Morte por Covid: o epitáfio do artista
Não conheci Guillermo.
Mas… sim. Seu rosto, presença póstuma em relatos de amigos por todas as redes sociais esta semana, é totalmente familiar.
Seguramente nos cruzamos em algum bar do bairro histórico de Tarragona, no corazón do assentamento romano com o Mediterrâneo de fundo, o mesmo que teria contemplado o imperador Augusto há dois mil anos. Talvez a gente tenha gargalhado juntos.
Coisas daquele canto do mundo, onde as narrativas podem ser tão líquidas.
Guillermo era artista. De Málaga. Era querido. Fazia figuras, esculpia colos e mundos. Foi pintor, escultor, poeta visual, escritor. Criou música sensorial, livros-objeto, cartazes. Inventou o espirocanto cuadrangular “das tetas” de sua “fantasía”, para os poetas aflitos diante da página em branco. Eu o avistei mais de uma vez (lembro? invento?) transitando por uma colossal porta de madeira cravada nos muros milenares ao lado da catedral da cidade, onde tinha um ateliê.
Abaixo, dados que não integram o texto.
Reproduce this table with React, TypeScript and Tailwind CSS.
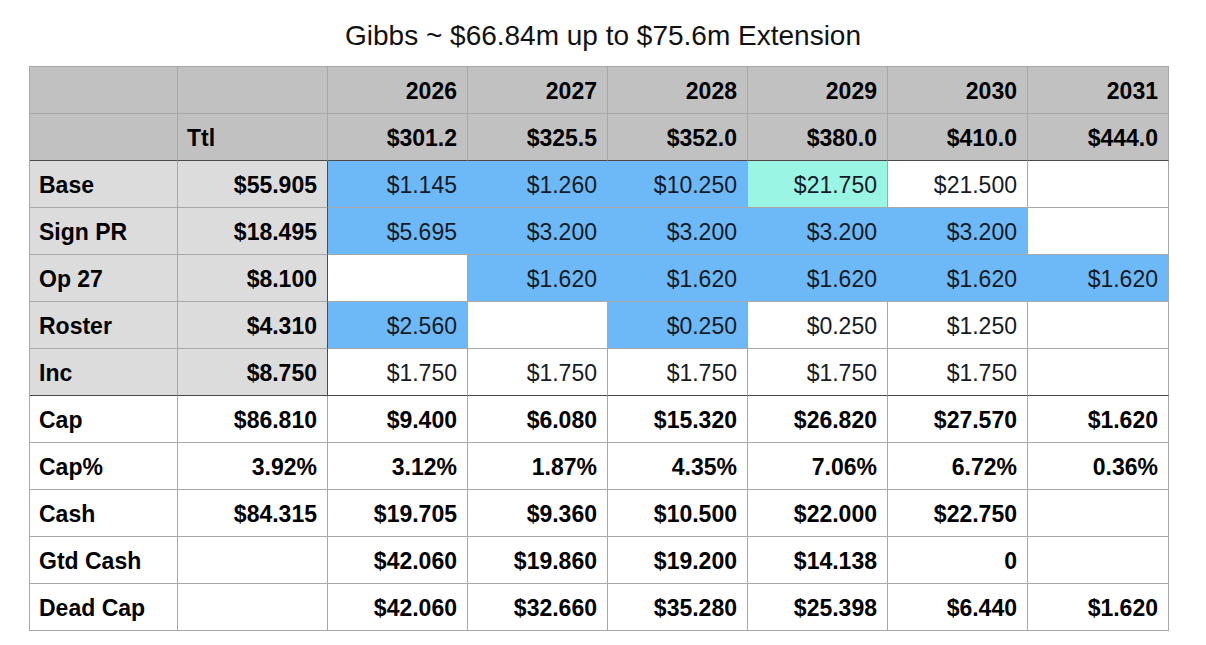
const years = ['2026', '2027', '2028', '2029', '2030', '2031']
const caps = ['$301.2', '$325.5', '$352.0', '$380.0', '$410.0', '$444.0']

// b = blue, t = teal, '' = white
type Cell = { v: string; c?: 'b' | 't' }

const detailRows: { label: string; total: string; cells: Cell[] }[] = [
  {
    label: 'Base',
    total: '$55.905',
    cells: [
      { v: '$1.145', c: 'b' },
      { v: '$1.260', c: 'b' },
      { v: '$10.250', c: 'b' },
      { v: '$21.750', c: 't' },
      { v: '$21.500' },
      { v: '' },
    ],
  },
  {
    label: 'Sign PR',
    total: '$18.495',
    cells: [
      { v: '$5.695', c: 'b' },
      { v: '$3.200', c: 'b' },
      { v: '$3.200', c: 'b' },
      { v: '$3.200', c: 'b' },
      { v: '$3.200', c: 'b' },
      { v: '' },
    ],
  },
  {
    label: 'Op 27',
    total: '$8.100',
    cells: [
      { v: '' },
      { v: '$1.620', c: 'b' },
      { v: '$1.620', c: 'b' },
      { v: '$1.620', c: 'b' },
      { v: '$1.620', c: 'b' },
      { v: '$1.620', c: 'b' },
    ],
  },
  {
    label: 'Roster',
    total: '$4.310',
    cells: [
      { v: '$2.560', c: 'b' },
      { v: '' },
      { v: '$0.250', c: 'b' },
      { v: '$0.250' },
      { v: '$1.250' },
      { v: '' },
    ],
  },
  {
    label: 'Inc',
    total: '$8.750',
    cells: [
      { v: '$1.750' },
      { v: '$1.750' },
      { v: '$1.750' },
      { v: '$1.750' },
      { v: '$1.750' },
      { v: '' },
    ],
  },
]

const summaryRows: { label: string; total: string; cells: string[] }[] = [
  { label: 'Cap', total: '$86.810', cells: ['$9.400', '$6.080', '$15.320', '$26.820', '$27.570', '$1.620'] },
  { label: 'Cap%', total: '3.92%', cells: ['3.12%', '1.87%', '4.35%', '7.06%', '6.72%', '0.36%'] },
  { label: 'Cash', total: '$84.315', cells: ['$19.705', '$9.360', '$10.500', '$22.000', '$22.750', ''] },
  { label: 'Gtd Cash', total: '', cells: ['$42.060', '$19.860', '$19.200', '$14.138', '0', ''] },
  { label: 'Dead Cap', total: '', cells: ['$42.060', '$32.660', '$35.280', '$25.398', '$6.440', '$1.620'] },
]

const base = 'h-[47px] flex items-center pt-[2px] border-r border-b border-[#a8a8a8]'
// year columns are 140px, the last one a pixel wider
const yearW = (j: number) => (j === 5 ? 'w-[141px]' : 'w-[140px]')

export default function App() {
  return (
    <div className="w-[1206px] h-[645px] bg-white text-black font-['Liberation_Sans',Arial,sans-serif]">
      <div className="h-[66px] flex items-center justify-center text-[28px] pt-[5px] text-[#111]">
        Gibbs ~ $66.84m up to $75.6m Extension
      </div>

      <div className="ml-[29px] w-[1140px] border-t border-l border-[#a8a8a8] text-[23px]">
        {/* Header: years */}
        <div className="flex bg-[#c0c1c0] font-bold">
          <div className={`${base} w-[148px]`} />
          <div className={`${base} w-[150px]`} />
          {years.map((y, j) => (
            <div key={y} className={`${base} ${yearW(j)} justify-end pr-[10px]`}>{y}</div>
          ))}
        </div>

        {/* Header: cap totals */}
        <div className="flex bg-[#c0c1c0] font-bold">
          <div className={`${base} w-[148px] border-b-[#4a4a4a]`} />
          <div className={`${base} w-[150px] pl-[9px] border-b-[#4a4a4a]`}>Ttl</div>
          {caps.map((c, j) => (
            <div key={c} className={`${base} ${yearW(j)} justify-end pr-[10px] border-b-[#4a4a4a]`}>{c}</div>
          ))}
        </div>

        {/* Detail rows */}
        {detailRows.map((r, i) => {
          const last = i === detailRows.length - 1
          return (
            <div key={r.label} className="flex">
              <div className={`${base} w-[148px] bg-[#dcdcdc] font-bold pl-[9px] ${last ? 'border-b-[#4a4a4a]' : ''}`}>
                {r.label}
              </div>
              <div
                className={`${base} w-[150px] bg-[#dcdcdc] font-bold justify-end pr-[10px] border-r-[#4a4a4a] ${last ? 'border-b-[#4a4a4a]' : ''}`}
              >
                {r.total}
              </div>
              {r.cells.map((cell, j) => (
                <div
                  key={j}
                  className={`${base} ${yearW(j)} justify-end pr-[10px] text-[#151a24] ${
                    cell.c === 'b' ? 'bg-[#6db9f8]' : cell.c === 't' ? 'bg-[#9af5e5]' : 'bg-white'
                  } ${last ? 'border-b-[#4a4a4a]' : ''}`}
                >
                  {cell.v}
                </div>
              ))}
            </div>
          )
        })}

        {/* Summary rows */}
        {summaryRows.map((r) => (
          <div key={r.label} className="flex font-bold">
            <div className={`${base} w-[148px] pl-[9px]`}>{r.label}</div>
            <div className={`${base} w-[150px] justify-end pr-[10px]`}>{r.total}</div>
            {r.cells.map((v, j) => (
              <div key={j} className={`${base} ${yearW(j)} justify-end pr-[10px]`}>{v}</div>
            ))}
          </div>
        ))}
      </div>
    </div>
  )
}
Uma pessoa, vamos, normalita.
Assim o descreveu Maravilla, uma amiga também artista: “criador genial e personagem surrealista, contraditório e peripatético, que passeou seu olhar de peculiar humor por esse ecossistema artístico de Tarragona tão pouco favorável para sua fauna”.
Maravilla é outro complexo encanto. Sempre lembro dela dançando. Ela bailou ao som dos meus concertos entre circos romanos e cachos de primaveras, que cá se conhecem como buganvílias, e eu, eu bailei com Maravilla mais de uma vez, que Maravilla é bailarina de sorriso perene, e sempre que a encontro tenho um prazer enorme em dizer “Maraviiiiiilla!” como se evocasse pássaros do paraíso.
Como Guillermo, ela também cria mundos e fábulas com as mãos e o corazón, provavelmente há mais de meio século, ou desde tempos medievais, quem sabe? Que Maravilla tem algo de druídico.
Seu ateliê de cerâmica, cheio de figuras supraterrenas, de dragões e olhos hóricos, numa esquina do “casco antiguo” com vistas pro mar, foi das primeiras belezas que me cativaram quando, oito anos atrás, aterrissei em Tarragona, meu primeiro e amadíssimo lar español.
Tarraco para os antigos, cidade mágica de personagens nenúfares. Poderia jurar que brotam das paredes milenares, com inscrições de outros tempos, e que se desmaterializam no lusco-fusco de vielas medievais, dessas com paralelepípedos quase macios de tão pisados, jornada após jornada, século após século.
O que é o coronavírus pra essas ruas, essas casas com ângulos dinâmicos e pórticos irregulares, esse ir-e-vir de sol y luna, imutável-impermanente?
Nada, não interessa. As rochas cinzeladas e tetrificadas através dos tempos –atualmente, caiadas do pantone terracota-bege que faz parte do plano artístico-urbanístico das fachadas históricas da cidade –são impenetráveis aos vírus e aos clamores de tropas, resistem a intempéries, ao desgaste e aos lamentos, perenemente massageadas-ressuscitadas por mãos de humanos, esses serezinhos transitórios que insistem em pensar que são pra-sempre.
Não como Guillermo Marín Mesa, que morreu este último domingo (17) de Covid. No também histórico hospital de Santa Tecla, padroeira da cidade, onde alguma vez eu entrei de urgências por um “àpat” (comida) estragado.
“Viver”, escreveu Maravilla a alguma amiga que apresentou condolências, “é ir amansando as penas que vamos colecionando”.
“Me custa modelar frases nestes momentos”, disse, ao recordar o companheiro de tertúlias y caminhos. “Deixarei o epitáfio que ele tinha já redigido: ´Aqui descansam minhas circunstâncias; yo me voy*”.